Editor's Note 6/24/2019, 3:30 p.m.: This article has been updated to reflect new developments in this case.
A British judge has ordered a mentally disabled woman to get an abortion over the objections of her Catholic mother, who said she would have cared for the baby.
The woman was 22 weeks pregnant when Justice Nathalie Lieven issued a ruling June 21 ordering the abortion to be performed. The pregnant woman has not been identified publicly, although she is in her 20s. She wanted to give birth.
“I am acutely conscious of the fact that for the State to order a woman to have a termination where it appears that she doesn't want it is an immense intrusion,” Lieven said in her ruling in the Court of Protection, according to the Catholic News Agency.
“I have to operate in [her] best interests, not on society's views of termination,” Lieven wrote.

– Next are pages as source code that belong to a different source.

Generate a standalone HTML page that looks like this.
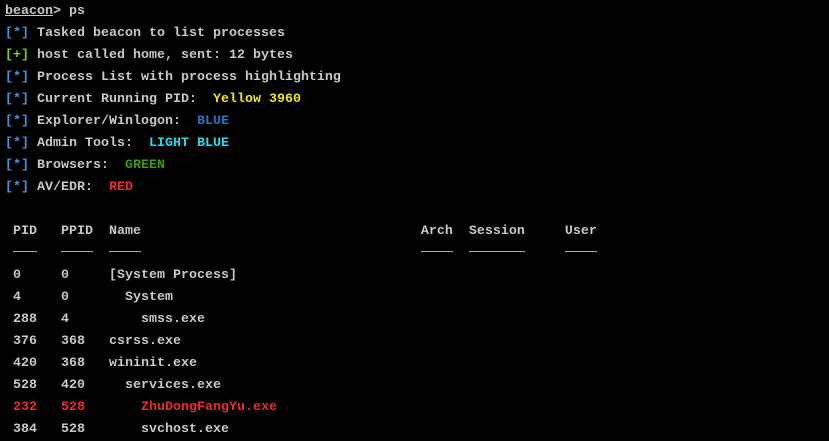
<!DOCTYPE html>
<html><head><meta charset="utf-8"><style>
html,body{margin:0;padding:0;background:#000;width:829px;height:437px;overflow:hidden}
pre{position:absolute;left:5px;top:1px;margin:0;font-family:"Liberation Mono",monospace;font-weight:bold;font-size:13.33px;line-height:22px;color:#c8c8c8;white-space:pre}
.b{color:#4a90d8}.g{color:#7ccc2c}.y{color:#f2e41c}.bl{color:#2f6ec8}.lb{color:#25dce8}.gr{color:#3c9a0c}.r{color:#ec2c2c}
u{text-decoration:underline}
.ul{position:absolute;top:251px;height:1px;background:#a8a8a8}
</style></head><body>
<pre><u>beacon</u>&gt; ps
<span class="b">[*]</span> Tasked beacon to list processes
<span class="g">[+]</span> host called home, sent: 12 bytes
<span class="b">[*]</span> Process List with process highlighting
<span class="b">[*]</span> Current Running PID:  <span class="y">Yellow 3960</span>
<span class="b">[*]</span> Explorer/Winlogon:  <span class="bl">BLUE</span>
<span class="b">[*]</span> Admin Tools:  <span class="lb">LIGHT BLUE</span>
<span class="b">[*]</span> Browsers:  <span class="gr">GREEN</span>
<span class="b">[*]</span> AV/EDR:  <span class="r">RED</span>

 PID   PPID  Name                                   Arch  Session     User

 0     0     [System Process]
 4     0       System
 288   4         smss.exe
 376   368   csrss.exe
 420   368   wininit.exe
 528   420     services.exe
<span class="r"> 232   528       ZhuDongFangYu.exe</span>
 384   528       svchost.exe</pre>
<div class="ul" style="left:13px;width:24px"></div>
<div class="ul" style="left:61px;width:32px"></div>
<div class="ul" style="left:109px;width:32px"></div>
<div class="ul" style="left:421px;width:32px"></div>
<div class="ul" style="left:469px;width:56px"></div>
<div class="ul" style="left:565px;width:32px"></div>
</body></html>
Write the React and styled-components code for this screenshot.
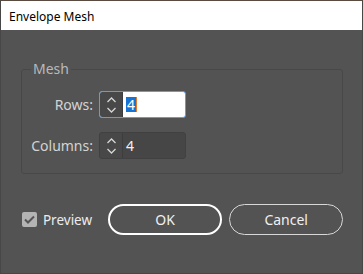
import styled, { createGlobalStyle } from 'styled-components'

const Global = createGlobalStyle`
  html, body { margin: 0; padding: 0; background: #535353; }
  * { box-sizing: border-box; }
`;

const Window = styled.div`
  width: 363px;
  height: 274px;
  display: flex;
  flex-direction: column;
  background: #535353;
  border: 1px solid #474747;
  border-top-color: #5a4a40;
  font-family: "Noto Sans", "Open Sans", sans-serif;
  overflow: hidden;
`;

const TitleBar = styled.div`
  height: 29px;
  background: #ffffff;
  color: #000000;
  font-size: 12px;
  display: flex;
  align-items: center;
  padding-left: 8px;
  padding-top: 1px;
`;

const Body = styled.div`
  flex: 1;
  display: flex;
  flex-direction: column;
  padding: 32px 19px 0 20px;
`;

const Group = styled.fieldset`
  margin: 0;
  height: 112px;
  border: 1px solid #484848;
  border-radius: 3px;
  padding: 15px 0 0 0;
  display: grid;
  grid-template-columns: 71px auto;
  grid-template-rows: 27px 27px;
  row-gap: 14px;
  column-gap: 6px;
  align-content: start;
  align-items: center;
`;

const Legend = styled.legend`
  margin-left: 9px;
  padding: 0 2px;
  color: #b9b9b9;
  font-size: 14px;
  line-height: 14px;
`;

const Label = styled.label`
  text-align: right;
  color: #d4d4d4;
  font-size: 14px;
`;

const Field = styled.div`
  width: 87px;
  height: 27px;
  display: flex;
  border: 1px solid ${p => (p.$focus ? '#5b9ee6' : '#414141')};
  border-radius: 3px;
  background: ${p => (p.$focus ? '#ffffff' : '#464646')};
  overflow: hidden;
`;

const Spin = styled.div`
  width: 23px;
  flex-shrink: 0;
  background: #484848;
  border-right: 1px solid #3d3d3d;
  display: flex;
  align-items: center;
  justify-content: center;
`;

const Value = styled.div`
  flex: 1;
  display: flex;
  align-items: center;
  padding-left: 3px;
  font-size: 14px;
  color: #f2f2f2;
`;

const Selected = styled.span`
  background: #1874d4;
  color: #ffffff;
  padding: 0 1px;
  line-height: 15px;
`;

const Caret = styled.span`
  width: 1px;
  height: 15px;
  background: #e87a2a;
`;

const Footer = styled.div`
  display: flex;
  align-items: center;
  margin-top: 30px;
  padding-left: 1px;
`;

const Check = styled.div`
  width: 15px;
  height: 15px;
  border-radius: 2px;
  background: #b4b4b4;
  display: flex;
  align-items: center;
  justify-content: center;
`;

const CheckLabel = styled.span`
  margin-left: 6px;
  color: #ececec;
  font-size: 13.5px;
  width: 65px;
`;

const Button = styled.button`
  width: ${p => (p.$primary ? '115px' : '114px')};
  height: 31px;
  margin-right: ${p => (p.$primary ? '7px' : '0')};
  border-radius: 16px;
  border: ${p => (p.$primary ? '2px solid #ffffff' : '1px solid #d8d8d8')};
  background: transparent;
  color: #f0f0f0;
  font-family: "Noto Sans", "Open Sans", sans-serif;
  font-size: 14px;
  padding: 0;
`;

const Chevrons = () => (
  <svg width="11" height="18" viewBox="0 0 11 18">
    <path d="M1.5 6 L5.5 2 L9.5 6" fill="none" stroke="#d6d6d6" strokeWidth="1.3" />
    <path d="M1.5 12 L5.5 16 L9.5 12" fill="none" stroke="#d6d6d6" strokeWidth="1.3" />
  </svg>
);

const App = () => {
  return (
    <Window>
      <Global />
      <TitleBar>Envelope Mesh</TitleBar>
      <Body>
        <Group>
          <Legend>Mesh</Legend>
          <Label>Rows:</Label>
          <Field $focus>
            <Spin><Chevrons /></Spin>
            <Value><Selected>4</Selected><Caret /></Value>
          </Field>
          <Label>Columns:</Label>
          <Field>
            <Spin><Chevrons /></Spin>
            <Value>4</Value>
          </Field>
        </Group>
        <Footer>
          <Check>
            <svg width="11" height="9" viewBox="0 0 11 9">
              <path d="M1 4.5 L4 7.5 L10 1.5" fill="none" stroke="#555555" strokeWidth="2" />
            </svg>
          </Check>
          <CheckLabel>Preview</CheckLabel>
          <Button $primary>OK</Button>
          <Button>Cancel</Button>
        </Footer>
      </Body>
    </Window>
  )
};

export default App;
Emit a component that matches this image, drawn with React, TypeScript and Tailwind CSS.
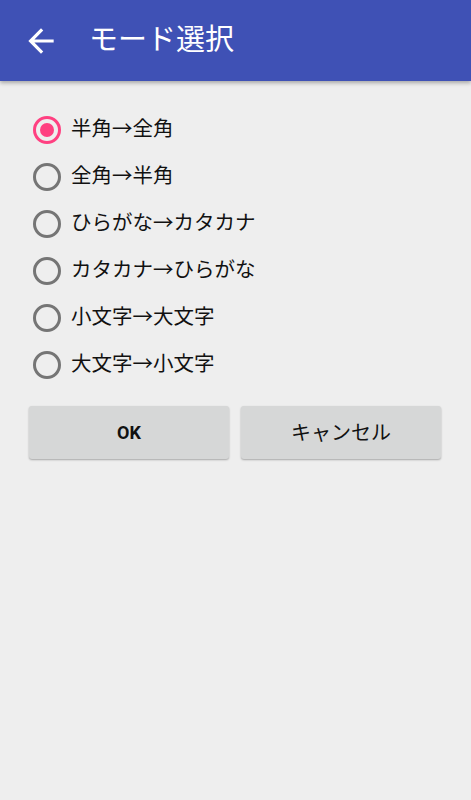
import { useState } from 'react';

const options = [
    '半角→全角',
    '全角→半角',
    'ひらがな→カタカナ',
    'カタカナ→ひらがな',
    '小文字→大文字',
    '大文字→小文字'
];

export default function App() {
    const [selected, setSelected] = useState(0);

    return (
        <div
            className="w-[471px] h-[800px] bg-[#eeeeee] flex flex-col"
            style={{ fontFamily: 'Roboto, "Noto Sans CJK JP", sans-serif' }}
        >
            {/* App bar */}
            <header className="h-[81px] bg-[#3f51b5] flex items-center shadow-[0_2px_4px_rgba(0,0,0,0.3)] relative z-10">
                <button className="w-[82px] h-full flex items-center justify-center">
                    <svg width="38" height="38" viewBox="0 0 24 24">
                        <path d="M20 11H7.83l5.59-5.59L12 4l-8 8 8 8 1.41-1.41L7.83 13H20v-2z" fill="#ffffff" />
                    </svg>
                </button>
                <h1 className="text-white text-[29px] leading-none ml-[7px]">モード選択</h1>
            </header>

            {/* Options */}
            <div className="pt-[25px] px-[33px] flex flex-col">
                {options.map((label, i) => (
                    <button
                        key={label}
                        onClick={() => setSelected(i)}
                        className="h-[47px] flex items-center gap-[10px] text-left"
                    >
                        <span
                            className={`w-[28px] h-[28px] rounded-full border-[3px] flex items-center justify-center ${i === selected ? 'border-[#ff4081]' : 'border-[#757575]'}`}
                        >
                            {i === selected && <span className="w-[14px] h-[14px] rounded-full bg-[#ff4081]" />}
                        </span>
                        <span className="text-[20.5px] text-[#111111]">{label}</span>
                    </button>
                ))}
            </div>

            {/* Buttons */}
            <div className="flex gap-[12px] px-[29px] mt-[18px]">
                <button className="w-[200px] h-[53px] rounded-[3px] bg-[#d6d7d7] shadow-[0_1px_2px_rgba(0,0,0,0.3)] text-[18px] font-bold text-[#111111]">
                    OK
                </button>
                <button className="w-[200px] h-[53px] rounded-[3px] bg-[#d6d7d7] shadow-[0_1px_2px_rgba(0,0,0,0.3)] text-[20px] text-[#111111]">
                    キャンセル
                </button>
            </div>
        </div>
    );
}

The woman’s mother, a member of the Nigerian Igbo community, had argued an abortion would violate her religious and community beliefs. She had asked the judge to allow her to take care of the baby. The mother and the pregnant woman are Catholic.
“I think [the woman] would suffer greater trauma from having a baby removed [from her care],” Lieven said, because “it would at that stage be a real baby.”
Doctors for the government-funded National Health Service trust had argued the woman needed an abortion.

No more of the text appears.